第二に、アプリがそこそこ使いやすいということだ。ミーティングで重視したいのは画面共有機能だ。zoomはこれが安定しているし、困ったことも問題が発生したこともない(Macintoshユーザが時々ハマっているのを見かけるが、どうしてあげたらいいのかさっぱりわからない)。

zoomは課金しなくても、一定の制限付きであるが利用ができる。40分間までのミーティングならば試せるので(切れたら再度繋ぎなおせばいいので)、どしどし試してみればよいと思う。課金すると、制限がなくなるのはもちろん、特権ユーザは参加しているユーザをコントロール(muteとかbanとか)したり、会議室を予約したりできる。予約した会議室は課金ユーザが参加していなくても開催できる(課金ユーザが別に課金会議室を作ると、そちらが優先されてしまう)。

エコーキャンセル機能はどのアプリも充実しているので、特に優劣はないように思う。zoomもその点はしっかり作られている。だが同じ部屋で複数の人がノートPCを開いて同一ルームに参加するというようなエクストリームな状況には耐えられないのでやめた方がよい。

快適なオンラインミーティングのためにマイクを工夫する

さて、オンラインミーティングに参加するために必要な機材はどうか。zoomに限らず今時のオンラインミーティングアプリは、ノートPCに標準で搭載されているマイク・スピーカー・カメラの組み合わせで使い始めることはできる。だが、使っているうちにだんだん不満が出てくる。相手の声が聞こえづらかったり、自分の声がうまく伝わらなかったりするのだ。これは多くの場合、マイクとスピーカーが原因だ。

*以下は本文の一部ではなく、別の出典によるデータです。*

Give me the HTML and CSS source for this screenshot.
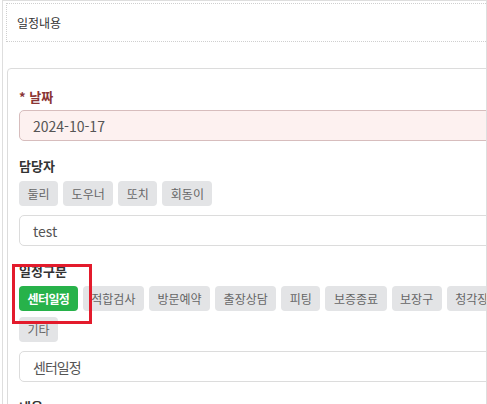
FILE: index.html
```html
<!DOCTYPE html>
<html lang="ko">
<head>
<meta charset="utf-8">
<title>일정내용</title>
<link rel="stylesheet" href="styles.css">
</head>
<body>
<div class="frame">
  <div class="header">일정내용</div>
  <div class="card">
    <div class="group first">
      <div class="label required">* 날짜</div>
      <div class="field date">2024-10-17</div>
    </div>
    <div class="group">
      <div class="label">담당자</div>
      <div class="chips">
        <span class="chip">둘리</span>
        <span class="chip">도우너</span>
        <span class="chip">또치</span>
        <span class="chip">회동이</span>
      </div>
      <div class="field">test</div>
    </div>
    <div class="group">
      <div class="label">일정구분</div>
      <div class="chips">
        <span class="chip active">센터일정</span>
        <span class="chip">적합검사</span>
        <span class="chip">방문예약</span>
        <span class="chip">출장상담</span>
        <span class="chip">피팅</span>
        <span class="chip">보증종료</span>
        <span class="chip">보장구</span>
        <span class="chip">청각장애</span>
        <span class="chip">기타</span>
      </div>
      <div class="field ko">센터일정</div>
    </div>
    <div class="group">
      <div class="label">내용</div>
    </div>
  </div>
  <div class="highlight"></div>
</div>
</body>
</html>
```
FILE: styles.css
```css
* { box-sizing: border-box; }
html, body { margin: 0; padding: 0; background: #fff; }
body {
  font-family: "Noto Sans CJK KR", "Noto Sans", sans-serif;
  color: #333;
}
.frame {
  position: relative;
  margin-left: 2px;
  width: 485px;
  height: 404px;
  border: 1px solid #dedede;
  border-bottom: none;
  overflow: hidden;
}
.header {
  margin: 2px 0 0 3px;
  height: 39px;
  border: 1px dotted #cfcfcf;
  border-right: none;
  padding-left: 10px;
  display: flex;
  align-items: center;
  font-size: 12px;
  color: #333;
}
.card {
  margin: 26px 0 0 4px;
  width: 535px;
  border: 1px solid #dcdcdc;
  border-radius: 4px;
  padding: 19px 11px 20px 11px;
}
.group { margin-top: 16px; }
.group.first { margin-top: 0; }
.label {
  font-size: 13px;
  line-height: 18px;
  font-weight: bold;
  color: #333;
  margin-bottom: 6px;
}
.label.required { color: #8a3535; margin-bottom: 4px; }
.field {
  height: 31px;
  border: 1px solid #dcdcdc;
  border-radius: 5px;
  padding-left: 13px;
  display: flex;
  align-items: center;
  font-size: 14px;
  color: #555;
}
.field.date {
  background: #fdf1f0;
  border-color: #d7bdbd;
}
.field.ko { letter-spacing: -1px; }
.chips {
  display: flex;
  flex-wrap: wrap;
  gap: 6px 5px;
  margin-bottom: 9px;
}
.chip {
  height: 25px;
  padding: 0 8.5px;
  display: inline-flex;
  align-items: center;
  background: #e3e4e6;
  border-radius: 4px;
  font-size: 12px;
  color: #666;
}
.chip.active {
  background: #27b24a;
  color: #fff;
  font-weight: bold;
  letter-spacing: -0.6px;
}
.highlight {
  position: absolute;
  left: 9px;
  top: 263px;
  width: 80px;
  height: 60px;
  border: 3px solid #e31b2c;
}
```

スピーカーの問題については、イヤホンで簡単に解決できる。先ほどエコーキャンセル機能は充実していると書いたが、イヤホンをすればエコーキャンセルは必要がなくなるのだから、そもそも問題が発生しなくなる。もしミーティングの音を他人と共有する必要がないのなら、イヤホンを必ず使うようにするとよい。こうすると、ヒアリング環境だけでなく、自分の音声環境も格段に向上させることができる。

次にマイクを見直したい。ミーティングで、参加者に自分の声がどのように伝わっているかを確認し、聞き取りづらいというような意見があるなら、思い切ってマイクに投資してほしいのだ。といっても高価なマイクを用意する必要はない。オススメなのは安価でも指向性の強いマイクに切り替えることだ。

自分はオンラインミーティングに参加するとき、自席で(周囲の迷惑を顧みず…?)イヤホンを使って話しかけていた。マイクはノートPC搭載のものだったが、ゲーミングPCであるせいか非常に高品質で、ミーティングでは特に問題がないという判定だった。だがオムニ特性であったため、居室で他の人が会話を始めるとその音をすべて拾ってしまい、ミーティングにおいて雑音になってしまうという問題が発生していた。

そこで単一指向性のマイクをググって注文した。最近注文したところ、割引が効いていて2000円ほどだった。

https://www.amazon.co.jp/gp/product/B01M7YIYZV/

これを利用者に向けて設置する。

一見マイクが口元から遠いように見えるが、これでも問題なく音声を拾えている。周囲の音をかなりシャットアウトできるようになり、評判が高い。ちなみにこのマイクはハードウェア・ミュートも可能で、咳払いの時などに便利だ。似たような単一指向性マイクはたくさんあるので、自分の利用形態に合ったものを探すとよい。

なお、カメラに広角レンズをつけているのはあまりにも顔をズームで撮られるのがイヤで付けたもので、特に意味はない。

会議室には良いマイク&スピーカーを置いてほしい

以上は個人のオンライン・ミーティング環境の話だった。この先、会社の会議室もどんどんオンライン・ミーティング対応になっていくのだろう。さくらの場合すでにzoom化が完了していて、どの部屋もホストになれるようになっている。さくらは以前から会議室用に高性能マイク&スピーカーを備えているので、質の高いオンライン・ミーティングができるようになっている。実は、複数人が集まる会議室においてマイクとスピーカーをケチると、オンライン・ミーティングの品質がガタっと落ちてしまうのだ。なのでここには惜しまずにお金をかけてほしい。ときどき「あのミーティングアプリは質が悪い」と悪口を言う人がいるが、実はマイク/スピーカーが悪かったということがあるので、原因をちゃんと追求した方がよい。